Look for the bits on Missing and Non-Standard designations, and most of this will clear up.

And the F-117 was tested with the AIM-9. Ground firings did take place for a speculated anti-AWACS mission, amusingly similar to what Tom Clancy and Larry Bond wrote in Red Storm Rising. The idea wasn't taken any further for various reasons, but the F-117 can at least claim to have some right to the "F-" designator!
 
Sorry Colonial-Marine, I hadn't seen your reply! :-\

As for the F-19, I still believe there MUST have been a separate program carrying that designation at some point, because the F-117 is not a fighter and has never been one. Can you imagine the "Wobbly Goblin", as its pilots once named it, in a dogfight with any Russian fighter? NOT!

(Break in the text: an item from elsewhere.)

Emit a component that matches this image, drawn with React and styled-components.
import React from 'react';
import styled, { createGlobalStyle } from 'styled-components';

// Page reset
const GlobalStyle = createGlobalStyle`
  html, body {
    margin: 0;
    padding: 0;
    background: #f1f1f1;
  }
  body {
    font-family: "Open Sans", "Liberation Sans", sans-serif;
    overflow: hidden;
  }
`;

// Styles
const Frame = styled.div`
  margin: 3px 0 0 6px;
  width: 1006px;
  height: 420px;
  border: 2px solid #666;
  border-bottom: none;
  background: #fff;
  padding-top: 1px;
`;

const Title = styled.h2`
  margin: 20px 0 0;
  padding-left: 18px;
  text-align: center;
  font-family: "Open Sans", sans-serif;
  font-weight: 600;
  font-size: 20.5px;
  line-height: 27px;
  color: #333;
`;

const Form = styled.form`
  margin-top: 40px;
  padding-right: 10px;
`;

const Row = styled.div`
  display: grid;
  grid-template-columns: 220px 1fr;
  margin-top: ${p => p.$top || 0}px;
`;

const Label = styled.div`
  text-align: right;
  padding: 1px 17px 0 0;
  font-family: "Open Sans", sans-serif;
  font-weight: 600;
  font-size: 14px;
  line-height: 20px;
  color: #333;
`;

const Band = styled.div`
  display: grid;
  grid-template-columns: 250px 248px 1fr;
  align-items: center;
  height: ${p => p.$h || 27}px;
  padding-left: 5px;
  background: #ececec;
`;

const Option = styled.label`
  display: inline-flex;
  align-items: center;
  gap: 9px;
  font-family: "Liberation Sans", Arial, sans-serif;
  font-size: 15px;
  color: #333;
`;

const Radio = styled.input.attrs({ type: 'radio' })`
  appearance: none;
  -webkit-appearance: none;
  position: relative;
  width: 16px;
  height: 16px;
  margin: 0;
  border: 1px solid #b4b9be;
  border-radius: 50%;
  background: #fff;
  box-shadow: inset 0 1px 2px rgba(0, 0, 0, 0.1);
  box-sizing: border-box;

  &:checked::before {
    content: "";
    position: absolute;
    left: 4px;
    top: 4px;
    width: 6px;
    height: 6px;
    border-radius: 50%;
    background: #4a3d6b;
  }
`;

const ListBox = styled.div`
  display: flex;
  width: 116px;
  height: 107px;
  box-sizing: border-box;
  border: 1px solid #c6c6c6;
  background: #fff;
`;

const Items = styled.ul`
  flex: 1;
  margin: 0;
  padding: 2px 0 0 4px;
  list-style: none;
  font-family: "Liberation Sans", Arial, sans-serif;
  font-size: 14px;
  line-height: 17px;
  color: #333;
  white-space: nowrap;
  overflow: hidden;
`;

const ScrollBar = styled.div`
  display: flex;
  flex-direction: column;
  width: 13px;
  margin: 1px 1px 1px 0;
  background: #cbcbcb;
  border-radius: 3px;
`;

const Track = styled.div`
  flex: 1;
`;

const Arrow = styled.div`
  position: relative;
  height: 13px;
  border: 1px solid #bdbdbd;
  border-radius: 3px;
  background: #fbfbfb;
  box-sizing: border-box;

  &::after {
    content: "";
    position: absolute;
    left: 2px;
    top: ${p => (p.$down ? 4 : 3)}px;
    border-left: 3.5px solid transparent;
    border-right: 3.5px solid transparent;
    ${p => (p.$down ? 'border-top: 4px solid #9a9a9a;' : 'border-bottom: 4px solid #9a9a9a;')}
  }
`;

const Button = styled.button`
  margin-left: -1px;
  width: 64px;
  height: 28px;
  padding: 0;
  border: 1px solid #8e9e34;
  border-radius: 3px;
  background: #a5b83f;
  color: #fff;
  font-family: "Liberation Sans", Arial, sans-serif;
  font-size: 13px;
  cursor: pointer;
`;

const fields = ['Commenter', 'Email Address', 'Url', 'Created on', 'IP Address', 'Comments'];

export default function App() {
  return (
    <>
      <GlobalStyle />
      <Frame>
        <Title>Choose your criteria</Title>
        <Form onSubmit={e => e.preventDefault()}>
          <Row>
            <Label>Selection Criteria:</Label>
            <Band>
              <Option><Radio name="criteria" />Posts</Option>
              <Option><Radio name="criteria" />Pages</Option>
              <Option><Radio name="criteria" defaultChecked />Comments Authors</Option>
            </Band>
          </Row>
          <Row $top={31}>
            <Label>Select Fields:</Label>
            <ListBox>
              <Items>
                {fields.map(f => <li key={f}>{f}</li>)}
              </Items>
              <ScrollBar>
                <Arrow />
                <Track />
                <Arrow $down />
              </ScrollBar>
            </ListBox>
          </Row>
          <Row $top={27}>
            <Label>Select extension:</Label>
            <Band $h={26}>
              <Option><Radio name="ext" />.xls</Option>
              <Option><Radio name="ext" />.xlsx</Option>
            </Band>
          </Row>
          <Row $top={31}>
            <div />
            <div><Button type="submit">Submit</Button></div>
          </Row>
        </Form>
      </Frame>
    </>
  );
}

Also I have a copy of a page once found on the website of a USAF subcontractor that listed the F-19A as one of the programs they were working on, giving lots of figures on its performances. My intimate belief is that while Lockheed was contracted to work on the attack F-117 with lots of angular shapes, Northrop was similarly commissioned to produce a couple of test aircraft to validate rounded shapes on a fighter type (which may be a development of their THAP project). This may have been designated the YF-19A (the Spectre name came from a novel of the time by Tom Clancy) and if we consider the fact that none of these has ever surfaced, we could assume the aircraft were lost during tests, hence the choice of the USAF not to bother revealing it.

All of this is only a THEORY, okay! ::)
 
As for the F-19, I still believe there MUST have been a separate program carrying that designation at some point, because the F-117 is not a fighter and has never been one. Can you imagine the "Wobby Goblin", as its pilots once named it, in a dogfight with any Russian fighter? NOT!

I don't follow this reasoning.

I don't see how the fact the F-117 isn't a fighter leads to the conclusion there must have been an F-19 that was a fighter.

I also don't agree with your theory, but at least you clearly labelled it a theory.